“When you’re a black girl coming from a poor community and a poor family and you’re arrested for a serious charge, you’re usually going to prison,” Howard told us in California in March. “What was different for me is that I come from a family and a community that was willing to fight to not allow me to be thrown away.”
With help from her family and community, Howard was able to get out on bail after two weeks and fight the case. Following her release from jail, Howard went back to high school and graduated. Midway through her freshman year of college, she took a plea deal and was given a sentence of one year in jail and five years of probation. Draconian mandatory minimums and sentencing enhancements give prosecutors the power to hang a long sentence of incarceration over most people charged with crimes. That’s why around 95 percent of state and federal criminal cases are resolved with a guilty plea, often to a lesser charge with a reduced sentence.
Howard’s case was no different. She did some of her time in county jail during the summer between her freshman and sophomore years in college. By arrangement with the court, she completed the rest of her sentence on work release over the next four years, picking up trash along the freeways, and moving boulders back and forth between piles at the county jail.
Even after completing her sentence, finishing her bachelor’s degree at California State University, San Bernardino, and expunging her record, Howard struggled to find a job because of her conviction. She started one job working with at-risk youth in a program connected to a school district, but was fired after a background check revealed her conviction history. “How am I going to be considered a human being,” said Howard, “if that one day makes someone change their entire opinion about me?” (Our own organization, the Vera Institute of Justice, does not require people to disclose the specifics of their criminal justice involvement or conviction history, and so, according to our policy and in the interest of justice, we do not disclose further details of Howard’s charge here.)
Howard’s experience in fact motivated her to get involved in criminal justice advocacy work. In the decade or so since her release from jail, she has become a statewide coordinator for Californians United for a Responsible Budget (CURB), a coalition that works to redirect public spending on incarceration toward providing basic human services, to work toward a world in which the state does not need to rely on jails and prisons in the first place.

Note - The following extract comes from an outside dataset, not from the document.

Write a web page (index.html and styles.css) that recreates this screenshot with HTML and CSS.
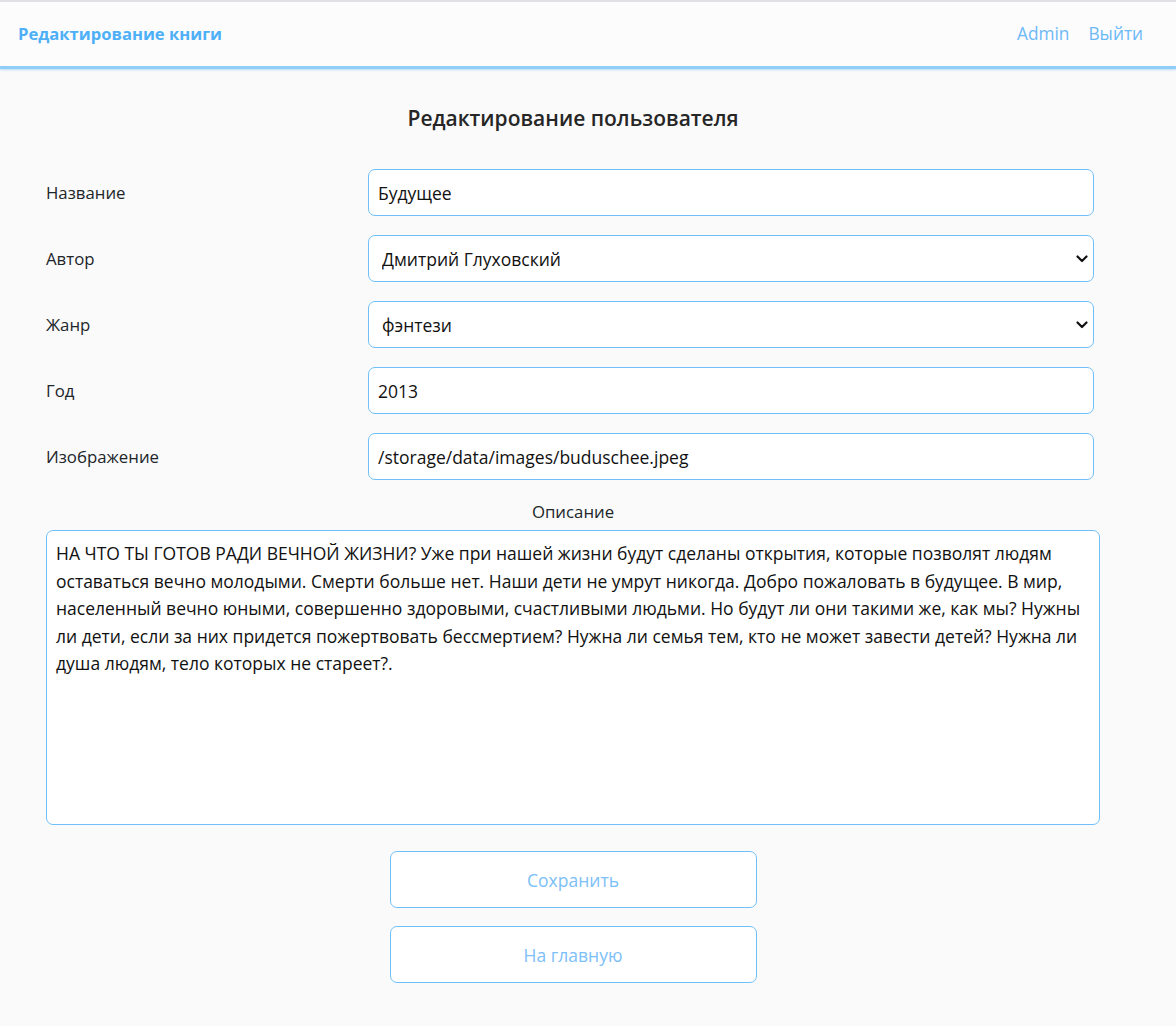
FILE: index.html
```html
<!DOCTYPE html>
<html lang="ru">
<head>
<meta charset="utf-8">
<title>Редактирование книги</title>
<link rel="stylesheet" href="styles.css">
</head>
<body>
<header class="topbar">
  <a class="brand" href="#">Редактирование книги</a>
  <nav class="nav">
    <a href="#">Admin</a>
    <a href="#">Выйти</a>
  </nav>
</header>
<main class="page">
  <h1 class="title">Редактирование пользователя</h1>
  <form class="form">
    <div class="row">
      <label class="label">Название</label>
      <input class="field" type="text" value="Будущее">
    </div>
    <div class="row">
      <label class="label">Автор</label>
      <div class="select-wrap">
        <select class="field select"><option>Дмитрий Глуховский</option></select>
        <svg class="chev" width="12" height="8" viewBox="0 0 12 8"><path d="M1.5 1.5 L6 6 L10.5 1.5" fill="none" stroke="#111" stroke-width="2.2" stroke-linecap="round" stroke-linejoin="round"/></svg>
      </div>
    </div>
    <div class="row">
      <label class="label">Жанр</label>
      <div class="select-wrap">
        <select class="field select"><option>фэнтези</option></select>
        <svg class="chev" width="12" height="8" viewBox="0 0 12 8"><path d="M1.5 1.5 L6 6 L10.5 1.5" fill="none" stroke="#111" stroke-width="2.2" stroke-linecap="round" stroke-linejoin="round"/></svg>
      </div>
    </div>
    <div class="row">
      <label class="label">Год</label>
      <input class="field" type="text" value="2013">
    </div>
    <div class="row">
      <label class="label">Изображение</label>
      <input class="field" type="text" value="/storage/data/images/buduschee.jpeg">
    </div>
    <div class="desc-label">Описание</div>
    <textarea class="desc" wrap="off">НА ЧТО ТЫ ГОТОВ РАДИ ВЕЧНОЙ ЖИЗНИ? Уже при нашей жизни будут сделаны открытия, которые позволят людям
оставаться вечно молодыми. Смерти больше нет. Наши дети не умрут никогда. Добро пожаловать в будущее. В мир,
населенный вечно юными, совершенно здоровыми, счастливыми людьми. Но будут ли они такими же, как мы? Нужны
ли дети, если за них придется пожертвовать бессмертием? Нужна ли семья тем, кто не может завести детей? Нужна ли
душа людям, тело которых не стареет?.</textarea>
    <div class="actions">
      <button class="btn" type="button">Сохранить</button>
      <button class="btn" type="button">На главную</button>
    </div>
  </form>
</main>
</body>
</html>
```
FILE: styles.css
```css
* { box-sizing: border-box; }
html, body { margin: 0; padding: 0; }
body {
  background: #fafafa;
  font-family: "Open Sans", "Noto Sans", sans-serif;
  color: #212529;
  font-size: 16px;
}
.topbar {
  height: 69px;
  border-top: 2px solid #e2e2e6;
  background: #fcfcfd;
  border-bottom: 3px solid #90cdf7;
  box-shadow: 0 1px 2px rgba(120, 190, 240, 0.5);
  display: flex;
  align-items: center;
  justify-content: space-between;
  padding: 0 33px 1px 18px;
}
.brand {
  color: #4db0f7;
  font-weight: 700;
  font-size: 16.6px;
  text-decoration: none;
}
.nav { display: flex; gap: 19px; }
.nav a {
  color: #6cb9f7;
  text-decoration: none;
  font-size: 17.3px;
}
.page {
  width: 1054px;
  margin: 0 0 0 46px;
  padding-top: 35px;
}
.title {
  margin: 0 0 37px;
  text-align: center;
  font-size: 21px;
  font-weight: 600;
  color: #262626;
}
.form { display: flex; flex-direction: column; }
.row {
  display: flex;
  align-items: center;
  height: 47px;
  margin-bottom: 19px;
}
.label { width: 322px; font-size: 16.8px; color: #212529; }
.field {
  width: 726px;
  height: 47px;
  border: 1px solid #6fc0f9;
  border-radius: 7px;
  background: #fff;
  font-family: inherit;
  font-size: 17.5px;
  color: #111;
  padding: 0 9px;
  outline: none;
}
.select-wrap {
  position: relative;
  width: 726px;
  height: 47px;
}
.select {
  appearance: none;
  -webkit-appearance: none;
  padding: 0 30px 0 13px;
}
.chev {
  position: absolute;
  right: 6px;
  top: 20px;
  pointer-events: none;
}
.desc-label {
  text-align: center;
  margin-top: 1px;
  height: 30px;
  line-height: 24px;
  font-size: 16.8px;
  color: #212529;
}
.desc {
  width: 1054px;
  height: 295px;
  border: 1px solid #6fc0f9;
  border-radius: 7px;
  background: #fff;
  font-family: inherit;
  font-size: 17.5px;
  line-height: 27.5px;
  color: #111;
  padding: 9px 9px;
  resize: none;
  overflow: hidden;
  outline: none;
  margin-top: 0;
}
.actions {
  display: flex;
  flex-direction: column;
  align-items: center;
  gap: 18px;
  margin-top: 26px;
  padding-bottom: 40px;
}
.btn {
  width: 367px;
  height: 57px;
  background: #fff;
  border: 1px solid #6fc0f9;
  border-radius: 7px;
  color: #7cc0f7;
  font-family: inherit;
  font-size: 17.5px;
}
```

In the course of Howard’s work to dismantle mass incarceration, a glaring fact has become clear: while today far fewer men are going to jail than before, the number of women getting incarcerated has stayed stubbornly high. And as a proportion of the US prison and jail populations, women are increasing. (To define the distinction: jails are run by cities or counties and are used mostly for pretrial detention; state-operated prisons usually hold people sentenced to more than a year of incarceration.)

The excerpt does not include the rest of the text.